Rain lashed down all night. Turf racing is long gone, except for a couple of stakes. Travers handicappers switch to trying to find who will like the slop rather than who’s the best horse.

Bill Mott sees The Saratoga Special golf cart, one of the few on the roads on a dark, dank morning at the track.
“Out here, getting some scoop?” Mott said, tying his pony to the wall of an open-air stall near his barn.  

Scoop or the flu, one or the other.

Bruce Levine hides under the tree at the seven-eighths pole gap, trying to stay dry, unreliable shelter.

“Where’s are all your help? Scratches. I didn’t think we’d get scratches until tomorrow morning,” Levine says.

All the tourists sleep in on Saturday morning, half the exercise riders will sleep in Sunday morning.
Doc Danner stands guard outside Mott’s barn. Cold, rain falling in intermittent blankets, a condition book without any new ink. Asked what he’s doing out there, Danner tells the truth (see, agents can tell the truth).

“Just a way of life, wouldn’t know what else to do,” Danner said. “And you know, I don’t want them to say they don’t ride me because they don’t see me.”

Not sure Danner hustled any new business, but at least he tried.

Rolling past the far corner of the stable area near East Avenue, the whiff of marijuana from outside the gate reminds me of my first concert; Crosby, Stills and Nash at the Spectrum, early 80s. They were old then.

Indian Charlie gets out of his car with a new box of sheets and pops open a Gulfstream Park umbrella. Then decides he’s not an umbrella kind of guy. Puts it back in the car and braces for the rain. Good thing he didn’t see a Blood-Horse reporter park his car in the middle of the horse path five minutes later.

Horse Racing Radio Network sets up outside the racing office, the $9 awning comes in handy.

Joe and I butler 2,000 newspapers into the racetrack. A fan wanders through the grandstand and asks if they’re serving coffee anywhere. We’re not sure, if we knew, we’d have cups in our hands.

We deliver the paper and debate on a pint of Guinness, that’s what we did last year on Travers Morning. Was it raining last year? We wait, get knocked around trying to figure out if they’re going to open. So much for a tradition, we didn’t like the vibe.

Back on the main track side, Brian Ange stands outside the holding barn, rain coming down and trying to arrange a scratch.

“We’ve got a million-dollar filly here,” Ange said.

They scratch her.

Mark Hennig waits out the turf decisions; he’ll leave Barcola in the holding barn and bring another one home.

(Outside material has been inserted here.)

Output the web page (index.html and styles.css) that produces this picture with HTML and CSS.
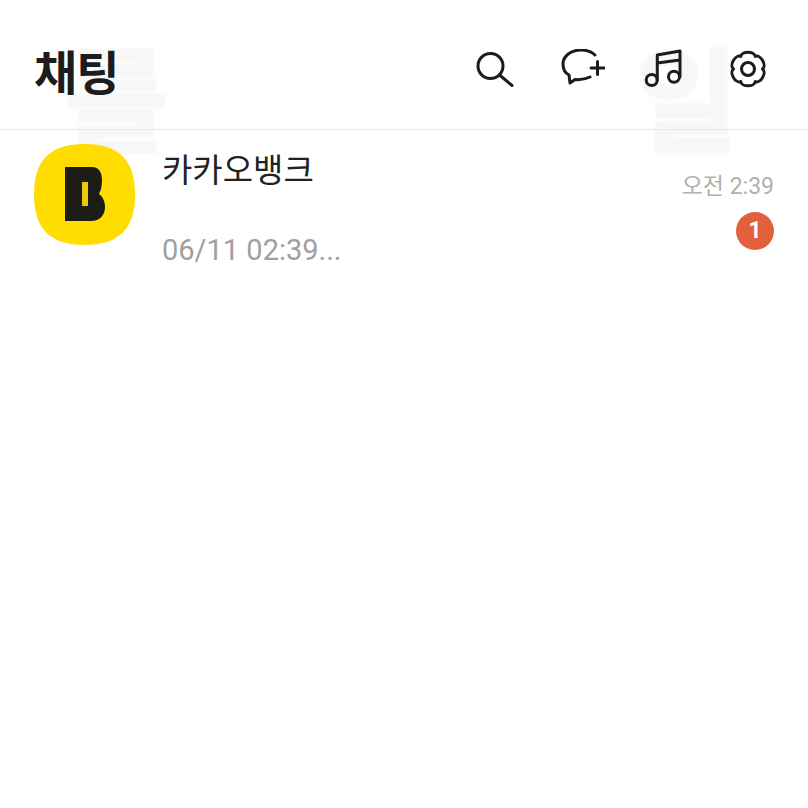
FILE: index.html
```html
<!DOCTYPE html>
<html lang="ko">
<head>
    <meta charset="UTF-8">
    <meta name="viewport" content="width=device-width, initial-scale=1.0">
    <title>채팅</title>
    <link rel="stylesheet" href="styles.css">
</head>
<body>

    <div class="ghost ghost-left">를</div>
    <div class="ghost ghost-right">일</div>

    <header class="top-bar">
        <h1 class="title">채팅</h1>
        <div class="actions">
            <!-- 검색 -->
            <svg class="icon" width="40" height="40" viewBox="0 0 40 40">
                <circle cx="15.5" cy="17" r="12.5"/>
                <path d="M24.5 26 L37 36.5"/>
            </svg>
            <!-- 새 채팅 -->
            <svg class="icon icon-chat" width="44" height="40" viewBox="0 0 44 40">
                <path d="M34 6 C31 3 26 1 20 1 C10 1 2 7 2 15 C2 20 4 24 8 26 L9 34 L14 30.5 C20 31 25 30 29 28"/>
                <path d="M30 19 H43 M36.5 12.5 V25.5"/>
            </svg>
            <!-- 뮤직 -->
            <svg class="icon icon-music" width="40" height="40" viewBox="0 0 40 40">
                <circle cx="7.7" cy="31" r="5.5"/>
                <circle cx="30" cy="27.7" r="5.5"/>
                <path d="M13.3 31 V6 L36 2 V27.7 M13.3 14 L36 11"/>
            </svg>
            <!-- 설정 -->
            <svg class="icon icon-gear" width="40" height="40" viewBox="0 0 40 40">
                <path d="M12.75 7.44 C13.33 1.7 26.67 1.7 27.25 7.44 C32.53 5.06 39.2 16.6 34.5 20 C39.2 23.4 32.53 34.94 27.25 32.56 C26.67 38.3 13.33 38.3 12.75 32.56 C7.47 34.94 .8 23.4 5.5 20 C.8 16.6 7.47 5.06 12.75 7.44 Z"/>
                <circle cx="20" cy="20" r="6.5"/>
            </svg>
        </div>
    </header>

    <div class="chat-row">
        <svg class="avatar" width="101" height="101" viewBox="0 0 101 101">
            <path class="logo-bg" d="M50.5 0 C85 0 101 16 101 50.5 C101 85 85 101 50.5 101 C16 101 0 85 0 50.5 C0 16 16 0 50.5 0 Z"/>
            <path class="logo-b" d="M31 23 H58 C66 23 68 30 68 36 C68 42 67 46 65 50 C69 53 71 58 71 63 C71 71 66 77 57 77 H31 Z"/>
            <rect class="logo-slot" x="48" y="38" width="6" height="24"/>
        </svg>
        <div class="chat-body">
            <div class="chat-name">카카오뱅크</div>
            <div class="chat-preview">06/11 02:39...</div>
        </div>
        <div class="chat-meta">
            <div class="chat-time">오전 2:39</div>
            <div class="badge">1</div>
        </div>
    </div>

</body>
</html>
```
FILE: styles.css
```css
body {
    margin: 0;
    height: 808px;
    background-color: #fff;
    font-family: Roboto, "Noto Sans CJK KR", sans-serif;
    overflow: hidden;
    position: relative;
}
.ghost {
    position: absolute;
    top: 38px;
    font-size: 112px;
    line-height: 112px;
    font-weight: 700;
    color: #f7f7f7;
    -webkit-text-stroke: 3px #f7f7f7;
    filter: blur(1px);
    font-family: "Noto Sans CJK KR", sans-serif;
}
.ghost-left {
    left: 65px;
}
.ghost-right {
    left: 635px;
}
.top-bar {
    position: relative;
    display: flex;
    justify-content: space-between;
    align-items: center;
    height: 120px;
    padding: 9px 40px 0 34px;
    border-bottom: 1px solid #e8e8e8;
}
.title {
    margin: 0;
    font-size: 47px;
    font-weight: 700;
    color: #1c1c1c;
    letter-spacing: -1px;
    font-family: "Noto Sans CJK KR", sans-serif;
}
.actions {
    display: flex;
    align-items: center;
}
.icon {
    fill: none;
    stroke: #1c1c1c;
    stroke-width: 3;
    stroke-linecap: round;
    stroke-linejoin: round;
}
.icon-chat {
    margin-left: 46px;
}
.icon-music {
    margin-left: 39px;
}
.icon-gear {
    margin-left: 44px;
}
.chat-row {
    position: relative;
    display: flex;
    padding: 14px 34px 0;
}
.logo-bg {
    fill: #ffdd00;
}
.logo-b {
    fill: #1e1c17;
}
.logo-slot {
    fill: #ecc90c;
}
.chat-body {
    flex: 1;
    margin-left: 27px;
}
.chat-name {
    font-size: 33px;
    line-height: 48px;
    color: #222;
    font-family: "Noto Sans CJK KR", sans-serif;
}
.chat-preview {
    margin-top: 39px;
    font-size: 29px;
    line-height: 38px;
    color: #a0a0a0;
}
.chat-meta {
    display: flex;
    flex-direction: column;
    align-items: flex-end;
    padding-top: 29px;
}
.chat-time {
    font-size: 23px;
    line-height: 28px;
    color: #b0b0b0;
}
.badge {
    margin-top: 11px;
    width: 38px;
    height: 38px;
    border-radius: 50%;
    background-color: #e2603c;
    color: #fff;
    font-size: 23px;
    font-weight: 700;
    line-height: 38px;
    text-align: center;
}
```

Kiaran McLaughlin asks for help writing a letter to an owner.

The OTB show is cut to a half-hour. I get asked to handicap the card – that’s funny. I hope I don’t affect anybody’s opinions.
I deliver the paper to the Horse Shoe, there’s half the exercise riders who won’t show up tomorrow.

My last stop is the Stakes Barn where I deliver papers; hand one to Tim Ice, David Fawkes and Murray Johnson. Ice looks at the cover, the one with Quality Road on it.

I beat him to the punch.

“It’s tomorrow’s cover that matters.”